• What to work on:
Copy whichever lines contain the string "React".

• Recorded data:
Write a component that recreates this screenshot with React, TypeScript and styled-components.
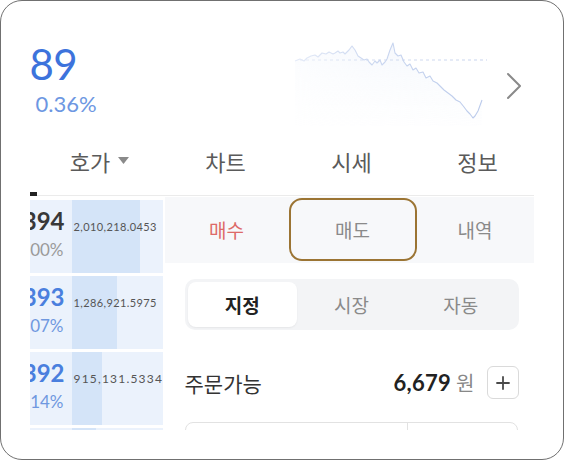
import React from "react";
import styled, { createGlobalStyle } from "styled-components";

const Global = createGlobalStyle`
  html, body { margin: 0; padding: 0; background: #ffffff; }
  * { box-sizing: border-box; }
  body { font-family: "Noto Sans CJK KR", "Noto Sans", sans-serif; }
`;

const KR = `"Noto Sans CJK KR", "Noto Sans", sans-serif`;
const NUM = `Lato, "Noto Sans", sans-serif`;

const Frame = styled.div`
  width: 564px;
  height: 460px;
  border: 1.5px solid #707070;
  border-radius: 22px;
  padding: 28.5px;
  background: #fff;
`;

const Viewport = styled.div`
  width: 504px;
  height: 400px;
  overflow: hidden;
  display: flex;
  flex-direction: column;
`;

const Header = styled.div`
  height: 105px;
  flex-shrink: 0;
  display: flex;
  align-items: flex-start;
`;

const PriceBlock = styled.div`
  width: 262px;
  padding-top: 11px;
  display: flex;
  flex-direction: column;
`;

const BigPrice = styled.div`
  font-family: ${NUM};
  font-size: 42px;
  line-height: 46px;
  color: #3d73dc;
  letter-spacing: -0.5px;
`;

const Change = styled.div`
  font-family: ${NUM};
  font-size: 22px;
  line-height: 26px;
  margin-top: 4px;
  margin-left: 6px;
  color: #6d97e2;
`;

const Chart = styled.svg`
  margin-top: 8px;
  flex-shrink: 0;
`;

const Chevron = styled.svg`
  margin-left: 16px;
  margin-top: 42px;
  flex-shrink: 0;
`;

const TabsRow = styled.div`
  height: 57px;
  flex-shrink: 0;
  padding-left: 7px;
  padding-bottom: 5px;
  display: grid;
  grid-template-columns: repeat(4, 126px);
  align-items: center;
`;

const TopTab = styled.div`
  display: flex;
  align-items: center;
  justify-content: center;
  font-family: ${KR};
  font-size: 22px;
  color: #5a5a5a;
  gap: 8px;
`;

const Rule = styled.div`
  height: 4px;
  flex-shrink: 0;
  display: flex;
  align-items: flex-end;
`;

const Indicator = styled.div`
  width: 7px;
  height: 4px;
  background: #222;
`;

const RuleLine = styled.div`
  flex: 1;
  height: 1px;
  background: #ebebeb;
`;

const Body = styled.div`
  flex: 1;
  display: grid;
  grid-template-columns: 135px 1fr;
  min-height: 0;
`;

const OrderBook = styled.div`
  overflow: hidden;
  display: flex;
  flex-direction: column;
  gap: 3px;
  padding-top: 4px;
  padding-right: 2px;
`;

const BookRow = styled.div`
  height: 73px;
  flex-shrink: 0;
  display: grid;
  grid-template-columns: 42px 1fr;
  background: #ebf2fc;
`;

const PriceCell = styled.div<{ $tone: "dark" | "blue" }>`
  display: flex;
  flex-direction: column;
  align-items: flex-end;
  padding-right: 7px;
  padding-top: 8px;
  font-family: ${NUM};
  white-space: nowrap;
  color: ${(p) => (p.$tone === "dark" ? "#383838" : "#4a7fde")};
`;

const RowPrice = styled.div`
  font-size: 24px;
  line-height: 26px;
  font-weight: 700;
`;

const RowPct = styled.div<{ $tone: "dark" | "blue" }>`
  font-size: 17px;
  line-height: 20px;
  margin-top: 6px;
  margin-right: 1px;
  color: ${(p) => (p.$tone === "dark" ? "#9a9a9a" : "#6f98e0")};
`;

const VolumeCell = styled.div<{ $bar: number; $size: number; $spacing: number }>`
  padding-top: 20px;
  padding-left: 2px;
  font-family: ${NUM};
  font-size: ${(p) => p.$size}px;
  letter-spacing: ${(p) => p.$spacing}px;
  line-height: 14px;
  color: #555;
  white-space: nowrap;
  background: linear-gradient(
    to right,
    #d4e4f8 ${(p) => p.$bar}px,
    transparent ${(p) => p.$bar}px
  );
`;

const Panel = styled.div`
  display: flex;
  flex-direction: column;
`;

const SubTabs = styled.div`
  margin-top: 1px;
  height: 66px;
  flex-shrink: 0;
  background: #f7f8fa;
  display: grid;
  grid-template-columns: 124px 128px 1fr;
`;

const SubTab = styled.div<{ $color: string; $outlined?: boolean }>`
  display: flex;
  align-items: center;
  justify-content: center;
  font-family: ${KR};
  font-size: 19px;
  color: ${(p) => p.$color};
  border: ${(p) => (p.$outlined ? "2px solid #9b7433" : "none")};
  border-radius: 13px;
  margin: ${(p) => (p.$outlined ? "1px 0 2px" : "0")};
`;

const Segment = styled.div`
  margin: 16px 15px 0 20px;
  height: 51px;
  flex-shrink: 0;
  padding: 3px;
  border-radius: 10px;
  background: #f3f4f6;
  display: grid;
  grid-template-columns: repeat(3, 1fr);
`;

const SegItem = styled.div<{ $active?: boolean }>`
  display: flex;
  align-items: center;
  justify-content: center;
  border-radius: 8px;
  font-family: ${KR};
  font-size: 19px;
  font-weight: ${(p) => (p.$active ? 700 : 400)};
  color: ${(p) => (p.$active ? "#222" : "#8a8a8a")};
  background: ${(p) => (p.$active ? "#fff" : "transparent")};
  box-shadow: ${(p) => (p.$active ? "0 1px 2px rgba(0,0,0,0.06)" : "none")};
`;

const AvailRow = styled.div`
  margin: 36px 15px 0 20px;
  height: 34px;
  flex-shrink: 0;
  display: flex;
  align-items: center;
`;

const AvailLabel = styled.div`
  font-family: ${KR};
  font-size: 21px;
  color: #333;
  flex: 1;
`;

const Amount = styled.div`
  font-family: ${NUM};
  font-size: 22px;
  font-weight: 700;
  color: #222;
  letter-spacing: 0.3px;
`;

const Unit = styled.div`
  font-family: ${KR};
  font-size: 20px;
  color: #888;
  margin-left: 5px;
`;

const PlusButton = styled.div`
  width: 32px;
  height: 33px;
  margin-left: 12px;
  border: 1.5px solid #dadada;
  border-radius: 6px;
  display: flex;
  align-items: center;
  justify-content: center;
`;

const InputBox = styled.div`
  margin: 22px 16px 0 20px;
  height: 60px;
  flex-shrink: 0;
  border: 1.5px solid #e2e2e2;
  border-radius: 8px;
  display: grid;
  grid-template-columns: 221px 1fr;
`;

const InputPart = styled.div<{ $divider?: boolean }>`
  border-left: ${(p) => (p.$divider ? "1.5px solid #e2e2e2" : "none")};
`;

const linePts: [number, number][] = [
  [3, 23], [8, 21], [12, 23], [15, 20], [19, 18], [23, 17], [26, 19], [30, 15],
  [34, 16], [37, 14], [41, 16], [43, 15], [46, 13], [48, 15], [51, 14], [53, 16],
  [57, 12], [60, 8], [63, 12], [66, 18], [69, 20], [72, 22], [75, 21], [77, 24],
  [80, 27], [83, 23], [85, 25], [88, 22], [90, 27], [93, 24], [95, 21], [98, 12],
  [101, 5], [103, 15], [106, 18], [109, 17], [112, 24], [115, 28], [118, 26],
  [121, 32], [124, 30], [127, 35], [131, 34], [134, 40], [138, 38], [141, 43],
  [145, 45], [148, 48], [152, 52], [156, 55], [160, 58], [164, 62], [168, 64],
  [172, 69], [175, 73], [178, 76], [181, 80], [183, 78], [186, 73], [190, 62],
];

const SparkChart: React.FC = () => {
  const line = linePts.map(([x, y]) => `${x},${y}`).join(" ");
  const area = `${line} 190,88 3,88`;
  return (
    <Chart width="198" height="90" viewBox="0 0 198 90">
      <defs>
        <linearGradient id="fillG" x1="0" y1="0" x2="0" y2="1">
          <stop offset="0" stopColor="#e6edf9" stopOpacity="0.6" />
          <stop offset="1" stopColor="#f2f6fc" stopOpacity="0.1" />
        </linearGradient>
        <linearGradient id="fadeG" x1="0" y1="0" x2="1" y2="0">
          <stop offset="0" stopColor="#fff" stopOpacity="0.3" />
          <stop offset="0.4" stopColor="#fff" stopOpacity="0.6" />
          <stop offset="1" stopColor="#fff" stopOpacity="0.8" />
        </linearGradient>
        <mask id="fadeM">
          <rect x="0" y="0" width="198" height="90" fill="url(#fadeG)" />
        </mask>
      </defs>
      <g mask="url(#fadeM)">
        <polygon points={area} fill="url(#fillG)" />
        <line x1="8" y1="22" x2="195" y2="22" stroke="#b9c8e8" strokeWidth="1" strokeDasharray="3 3" />
        <polyline points={line} fill="none" stroke="#a9bde6" strokeWidth="1.1" strokeLinejoin="round" />
      </g>
    </Chart>
  );
};

type Row = {
  price: string;
  pct: string;
  vol: string;
  bar: number;
  tone: "dark" | "blue";
  size: number;
  spacing: number;
};

const rows: Row[] = [
  { price: "1,394", pct: "0.00%", vol: "2,010,218.0453", bar: 68, tone: "dark", size: 11, spacing: 0.4 },
  { price: "1,393", pct: "0.07%", vol: "1,286,921.5975", bar: 45, tone: "blue", size: 11, spacing: 0.4 },
  { price: "1,392", pct: "0.14%", vol: "915,131.5334", bar: 30, tone: "blue", size: 12, spacing: 1.2 },
  { price: "1,391", pct: "0.21%", vol: "703,442.1180", bar: 24, tone: "blue", size: 12, spacing: 1.2 },
];

export default function App() {
  return (
    <>
      <Global />
      <Frame>
        <Viewport>
          <Header>
            <PriceBlock>
              <BigPrice>89</BigPrice>
              <Change>0.36%</Change>
            </PriceBlock>
            <SparkChart />
            <Chevron width="16" height="28" viewBox="0 0 16 28">
              <path d="M2 2 L14 14 L2 26" fill="none" stroke="#8a8a8a" strokeWidth="2" strokeLinecap="round" strokeLinejoin="round" />
            </Chevron>
          </Header>
          <TabsRow>
            <TopTab>
              호가
              <svg width="11" height="7" viewBox="0 0 11 7">
                <path d="M0 0 H11 L5.5 7 Z" fill="#8a8a8a" />
              </svg>
            </TopTab>
            <TopTab>차트</TopTab>
            <TopTab>시세</TopTab>
            <TopTab>정보</TopTab>
          </TabsRow>
          <Rule>
            <Indicator />
            <RuleLine />
          </Rule>
          <Body>
            <OrderBook>
              {rows.map((r) => (
                <BookRow key={r.price}>
                  <PriceCell $tone={r.tone}>
                    <RowPrice>{r.price}</RowPrice>
                    <RowPct $tone={r.tone}>{r.pct}</RowPct>
                  </PriceCell>
                  <VolumeCell $bar={r.bar} $size={r.size} $spacing={r.spacing}>
                    {r.vol}
                  </VolumeCell>
                </BookRow>
              ))}
            </OrderBook>
            <Panel>
              <SubTabs>
                <SubTab $color="#dd6a68">매수</SubTab>
                <SubTab $color="#8a8a8a" $outlined>
                  매도
                </SubTab>
                <SubTab $color="#8a8a8a">내역</SubTab>
              </SubTabs>
              <Segment>
                <SegItem $active>지정</SegItem>
                <SegItem>시장</SegItem>
                <SegItem>자동</SegItem>
              </Segment>
              <AvailRow>
                <AvailLabel>주문가능</AvailLabel>
                <Amount>6,679</Amount>
                <Unit>원</Unit>
                <PlusButton>
                  <svg width="14" height="14" viewBox="0 0 14 14">
                    <path d="M7 1 V13 M1 7 H13" stroke="#4a4a4a" strokeWidth="1.8" strokeLinecap="round" />
                  </svg>
                </PlusButton>
              </AvailRow>
              <InputBox>
                <InputPart />
                <InputPart $divider />
              </InputBox>
            </Panel>
          </Body>
        </Viewport>
      </Frame>
    </>
  );
}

• Reply:
Write a component that recreates this screenshot with React, TypeScript and styled-components.
import React from "react";
const SparkChart: React.FC = () => {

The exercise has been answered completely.